7. Francis Whitman (Owen Wilson) in The Darjeeling Limited (2007)

Francis Whitman (Owen Wilson) is the kind of guy who hands his brothers laminated itineraries for their own emotional healing, as if a tight schedule and a few sacred temples will magically fix everything that’s broken between them. After nearly dying in a motorcycle accident, he rounds up his estranged brothers for a “spiritual journey” across India, but his idea of enlightenment is less about self-discovery and more about tightly scheduled temple visits and laminated trip plans. “I want us to be completely open with each other,” he declares, before dictating exactly how they should feel and what they should say.
His face, half-covered in bandages, is a perfect visual metaphor for the wounds he refuses to acknowledge. But beneath the forced optimism and suffocating leadership, Francis is drowning in unresolved trauma, haunted by a father who left him nothing but matching luggage and a mother who abandoned them entirely. His breaking point comes in a moment as ridiculous as it is raw—standing on a hilltop, screaming, “Let’s get a drink and talk it over!” as if healing can be scheduled like a pit stop.
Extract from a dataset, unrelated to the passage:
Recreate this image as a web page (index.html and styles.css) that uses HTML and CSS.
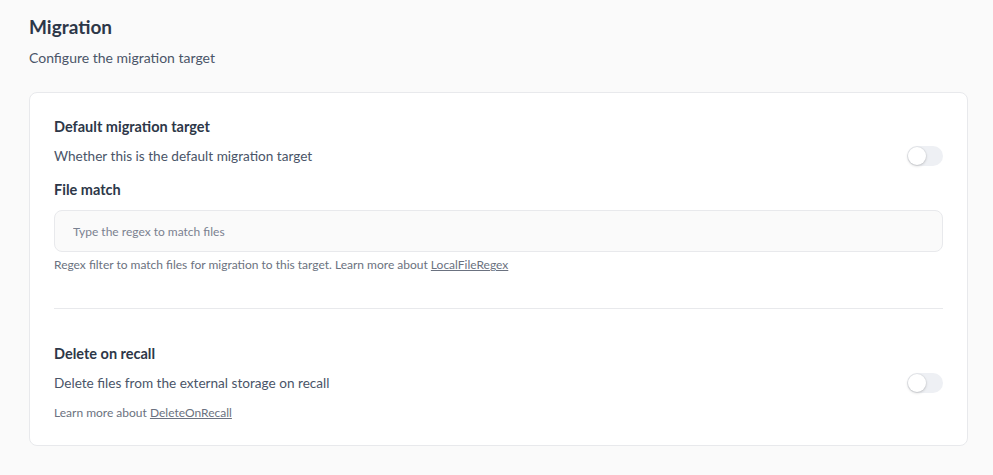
FILE: index.html
```html
<!DOCTYPE html>
<html lang="en">
<head>
<meta charset="utf-8">
<title>Migration</title>
<link rel="stylesheet" href="styles.css">
</head>
<body>
<main class="page">
  <h1 class="title">Migration</h1>
  <p class="subtitle">Configure the migration target</p>
  <section class="card">
    <div class="field">
      <h2 class="label">Default migration target</h2>
      <div class="row">
        <span class="desc">Whether this is the default migration target</span>
        <span class="toggle"><span class="knob"></span></span>
      </div>
    </div>
    <div class="field field-file">
      <h2 class="label">File match</h2>
      <input class="input" type="text" placeholder="Type the regex to match files">
      <p class="help">Regex filter to match files for migration to this target. Learn more about <a href="#">LocalFileRegex</a></p>
    </div>
    <hr class="divider">
    <div class="field field-recall">
      <h2 class="label">Delete on recall</h2>
      <div class="row">
        <span class="desc">Delete files from the external storage on recall</span>
        <span class="toggle"><span class="knob"></span></span>
      </div>
      <p class="help">Learn more about <a href="#">DeleteOnRecall</a></p>
    </div>
  </section>
</main>
</body>
</html>
```

FILE: styles.css
```css
* { box-sizing: border-box; }
html, body { margin: 0; padding: 0; }
body {
  background: #fafafa;
  font-family: Lato, "Liberation Sans", sans-serif;
  color: #2d3748;
}
.page {
  padding: 15px 25px 0 29px;
}
.title {
  margin: 0;
  font-size: 19px;
  line-height: 24px;
  font-weight: 700;
  color: #2d3748;
}
.subtitle {
  margin: 9px 0 0;
  font-size: 14px;
  line-height: 20px;
  color: #4a5568;
}
.card {
  margin-top: 24px;
  background: #fff;
  border: 1px solid #e8e9ec;
  border-radius: 8px;
  padding: 24px 24px 24px;
}
.label {
  margin: 0;
  font-size: 14.5px;
  line-height: 20px;
  font-weight: 700;
  color: #2d3748;
}
.row {
  display: flex;
  align-items: center;
  justify-content: space-between;
  margin-top: 9px;
}
.desc {
  font-size: 13.6px;
  line-height: 20px;
  color: #4a5568;
}
.toggle {
  width: 36px;
  height: 20px;
  border-radius: 10px;
  background: #eef0f4;
  display: flex;
  align-items: center;
  padding: 1px;
}
.knob {
  width: 18px;
  height: 18px;
  border-radius: 50%;
  background: #fff;
  box-shadow: 0 1px 3px rgba(0,0,0,0.18), 0 0 0 1px rgba(0,0,0,0.03);
}
.field-file { margin-top: 14px; }
.input {
  display: block;
  width: 100%;
  height: 42px;
  margin-top: 10px;
  background: #fafafa;
  border: 1px solid #e8e9ec;
  border-radius: 8px;
  padding: 0 18px;
  font-family: inherit;
  font-size: 12px;
  color: #2d3748;
  outline: none;
}
.input::placeholder { color: #7a8190; }
.help {
  margin: 5px 0 0;
  font-size: 12px;
  line-height: 16px;
  color: #6b7280;
}
.help a { color: #6b7280; text-decoration: underline; }
.divider {
  margin: 35px 0 0;
  border: 0;
  border-top: 1px solid #e8e9ec;
}
.field-recall { margin-top: 35px; }
.field-recall .help { margin-top: 12px; }
```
It’s only when he finally lets go—literally, dropping his father’s suitcases in the film’s final moments—that he begins to understand that some baggage is too heavy to carry forever.
Francis may never find the spiritual awakening he set out for, but in that quiet surrender, he embodies one of Anderson’s most enduring themes—the illusion of control in the face of grief—and cements himself as a pivotal figure in Anderson’s legacy of characters who mask deep emotional wounds with carefully curated exteriors.